Souders, like other retiring teachers, said the reality hasn’t yet set in — and probably won’t until the school year begins in the fall.

She also said she wasn’t planning to sit back and relax just yet. She plans to return to work in some way after the summer break, just not in education.

“I’m going to work in an entirely different field,” she said. “I’ll find something to do.”


The difficulty of the pandemic didn’t factor into all of the teachers’ decisions. For Campbell, choosing to retire had more to do with her family than the job, she said.

“The biggest reason is that I have two grandchildren who are really small,” she said. “I just wanted to spend more time with them.”

photo by: Dylan Lysen

Leslie Campbell, library media specials for Free State High School, stands in the schools library on Thursday, June 10. Campbell is scheduled to retire at the end of the month after serving 27 years with the Lawrence school district.

Campbell, who is retiring after 27 years with the district and 37 years overall, began her career in Lawrence as a third grade teacher at Deerfield Elementary School in 1994. She then moved over to library work at Prairie Park Elementary in 2000. Her final move was to the high school ranks, taking the same position at Free State. Prior to Lawrence, she spent 10 years teaching second grade at Perry Elementary School.

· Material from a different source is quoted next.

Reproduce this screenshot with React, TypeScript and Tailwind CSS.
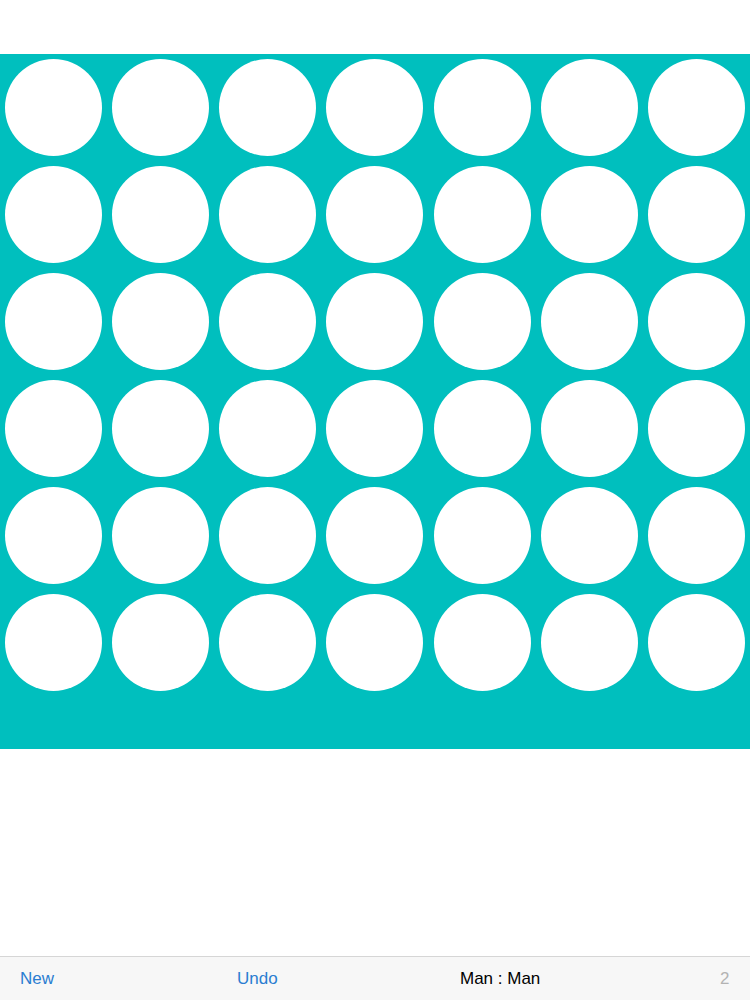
const ROWS = 6
const COLS = 7

function Board() {
  return (
    <div className="mt-[54px] h-[695px] w-full bg-[#00bfbe]">
      <div className="grid grid-cols-7">
        {Array.from({ length: ROWS * COLS }).map((_, i) => (
          <div key={i} className="flex h-[107px] items-center justify-center">
            <div className="h-[97px] w-[97px] rounded-full bg-white" />
          </div>
        ))}
      </div>
    </div>
  )
}

function Toolbar() {
  return (
    <div className="mt-auto flex h-[44px] items-center border-t border-[#d6d6d6] bg-[#f7f7f7] pl-[20px] text-[17px] font-['Liberation_Sans',Arial,sans-serif]">
      <span className="w-[217px] text-[#2a7dd1]">New</span>
      <span className="w-[223px] text-[#2a7dd1]">Undo</span>
      <span className="w-[260px] text-black">Man : Man</span>
      <span className="text-[#b3b3b3]">2</span>
    </div>
  )
}

export default function App() {
  return (
    <div className="flex h-[1000px] w-[750px] flex-col bg-white">
      <Board />
      <Toolbar />
    </div>
  )
}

As a librarian, Campbell is a passionate reader. She said she was looking forward to spending much of her retirement reading. She is also looking to be more creative in her free time. She has long been a quilter, and created a quilt that now hangs in Free State’s library to recognize the school’s 20th anniversary in 2016.

When she was working, she used her evenings and weekends for her creative side, but now her days will be her own.

“That will be fun to be able to dash up to my sewing room on a whim, rather than having to schedule it into my day,” she said.

While the pandemic didn’t affect her decision to retire, she said it did change her job quite a bit. As the librarian, she is in charge of making sure students have certain resources. During the pandemic, that included working with the district to make sure students had internet access to learn remotely.

She said she too was happy that her career reached its end with students back in the building full time. That also included the standard graduation ceremony, which Campbell has helped with since she joined Free State.

“It’s the happiest day of the students’ lives up to that point,” Campbell said. “I loved that.”

photo by: Dylan Lysen/Lawrence Journal-World

Leslie Campbell stands in front of a quilt she made recognizing the 20-year anniversary of Free State High School opening in Lawrence in 1996. The quilt hangs in the school’s library, where Campbell works as a library media specialist.